[New-Poetry] Re: Books a poet should own

Roger Day rog3r.day at gmail.com
Sun Oct 22 08:35:55 EDT 2006


In computerese

for integers, eq or == or .eq. or even equals

are identity functions in various languages.

if a == b:
    <do something interesting>

So when a is *identitical* to b in all respects, then something
interesting will happen. This isn't similarity: this is a
"straightforward" 1 == 1 (where a has a value of  1 and b has a value
of 1). This gets interesting if the symbols represent objects.  Can
you say 'a' is 'b' in maths? I suppose you could say that == is "is
like", but that seem's wrong as well. a is identical is to b seems
stronger and more apt. You may think that this is quibbling - and I
wouldn't argue with you - but you can't argue with the compiler!

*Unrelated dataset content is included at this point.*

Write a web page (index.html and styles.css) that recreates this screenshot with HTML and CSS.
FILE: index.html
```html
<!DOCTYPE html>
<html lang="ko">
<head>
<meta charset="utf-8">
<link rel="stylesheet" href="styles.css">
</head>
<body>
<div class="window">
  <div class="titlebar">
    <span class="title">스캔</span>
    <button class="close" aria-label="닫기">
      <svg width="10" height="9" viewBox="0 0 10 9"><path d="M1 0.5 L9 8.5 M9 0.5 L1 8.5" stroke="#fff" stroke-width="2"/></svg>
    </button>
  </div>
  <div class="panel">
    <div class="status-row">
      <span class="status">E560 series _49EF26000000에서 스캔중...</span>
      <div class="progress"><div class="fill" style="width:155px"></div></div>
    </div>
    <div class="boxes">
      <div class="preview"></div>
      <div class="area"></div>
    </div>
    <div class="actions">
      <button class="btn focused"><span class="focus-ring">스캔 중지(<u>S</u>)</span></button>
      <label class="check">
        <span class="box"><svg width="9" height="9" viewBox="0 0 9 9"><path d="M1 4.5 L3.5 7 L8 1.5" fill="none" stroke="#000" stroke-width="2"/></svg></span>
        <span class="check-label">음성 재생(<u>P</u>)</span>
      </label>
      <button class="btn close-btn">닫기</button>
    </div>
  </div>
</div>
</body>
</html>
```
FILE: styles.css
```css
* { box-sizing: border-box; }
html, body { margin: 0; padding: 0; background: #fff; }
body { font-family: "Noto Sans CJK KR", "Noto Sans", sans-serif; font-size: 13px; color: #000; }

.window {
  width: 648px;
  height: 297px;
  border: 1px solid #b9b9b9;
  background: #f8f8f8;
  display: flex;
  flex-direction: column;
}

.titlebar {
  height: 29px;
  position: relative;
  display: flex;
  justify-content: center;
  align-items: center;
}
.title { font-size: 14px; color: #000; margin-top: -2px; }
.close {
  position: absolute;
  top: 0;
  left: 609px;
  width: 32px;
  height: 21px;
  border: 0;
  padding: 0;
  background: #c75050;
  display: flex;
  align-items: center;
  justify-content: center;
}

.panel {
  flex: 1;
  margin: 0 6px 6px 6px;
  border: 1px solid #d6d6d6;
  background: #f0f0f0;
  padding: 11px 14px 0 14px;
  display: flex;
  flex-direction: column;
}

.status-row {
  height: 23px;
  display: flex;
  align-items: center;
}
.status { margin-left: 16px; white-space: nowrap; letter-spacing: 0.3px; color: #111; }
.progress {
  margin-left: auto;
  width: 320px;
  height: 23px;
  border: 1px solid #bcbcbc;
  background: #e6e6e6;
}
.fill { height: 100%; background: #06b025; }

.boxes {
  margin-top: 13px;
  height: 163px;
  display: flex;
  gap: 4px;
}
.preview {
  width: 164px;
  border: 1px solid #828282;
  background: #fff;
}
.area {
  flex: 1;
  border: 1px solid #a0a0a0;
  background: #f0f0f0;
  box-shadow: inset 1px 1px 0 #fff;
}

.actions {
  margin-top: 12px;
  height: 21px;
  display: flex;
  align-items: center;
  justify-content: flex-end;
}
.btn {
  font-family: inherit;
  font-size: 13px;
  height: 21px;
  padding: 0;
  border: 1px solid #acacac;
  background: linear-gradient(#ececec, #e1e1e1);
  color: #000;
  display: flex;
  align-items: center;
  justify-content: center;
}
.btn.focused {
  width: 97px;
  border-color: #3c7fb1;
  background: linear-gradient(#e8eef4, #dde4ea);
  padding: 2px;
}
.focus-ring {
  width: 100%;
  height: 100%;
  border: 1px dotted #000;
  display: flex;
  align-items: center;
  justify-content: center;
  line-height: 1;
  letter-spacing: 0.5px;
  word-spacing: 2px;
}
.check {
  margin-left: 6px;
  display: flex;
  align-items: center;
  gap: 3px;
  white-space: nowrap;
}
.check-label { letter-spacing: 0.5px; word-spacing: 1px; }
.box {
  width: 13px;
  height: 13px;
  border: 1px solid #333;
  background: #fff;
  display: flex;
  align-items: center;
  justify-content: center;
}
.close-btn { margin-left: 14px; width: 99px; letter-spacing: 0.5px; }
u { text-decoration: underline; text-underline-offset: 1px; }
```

And
it has it's purposes in a maths and physics, where such fine points
are argued endlessly.

The notation = can be seen as a mapping function and really should be
denoted as <= or <- if this didn't exhaust the notation so

x = x + 1

the resultant value of the function "x+1" replaces the previous value
that x had. So "=" does not equal "similarity" or identity. So the =
notation is probably the equivalent of 'has': in the previous previous
paragraph, the statements "a has the value of 1" and "b has the value
of 1" is denoted by

a = 1
b = 1

Similarity has a lot of play in geometry -  "polygons are similar  if
their corresponding (matching) angles are equal and the ratio of their
corresponding sides are in proportion." So "like" has a very precise
meaning. So for similarity, we have the notation of:

=~ (or tilda over the equals).

HTH

Roger

On 10/22/06, Jason Quackenbush <jfq at myuw.net> wrote:
> Kazmandu at aol.com wrote:
> > When I took physics one of the
> > first things the professor said was that '=' means 'is like' not 'is'
> > even though we say 'is'.
>
> That sounds weird to me. As Wittgenstein pointed out in his review of Coffey's "The Science of Logic," a lot of people have a pretty entrenched
> confusion between the "is" that's the linguistic copula and the "is" that's an expression of Identity, and I've worked very hard to get the difference
> clear in my head. When I see "=" that means identity, or "is" not "is like", to me. What I take it he was saying was that in physics it should be
> taken to be more like the copula? I mean, it would really throw all the metaphysicians and mathematical logicians for a loop if "=" really just
> expressed a relation that entailed similarity, and maybe that's good enough reason to say that it does, but the more i think about this sentence
> above, the more confused I get. Would you mind expounding a bit on what your professor meant by that? I only got a B- in freshman physics.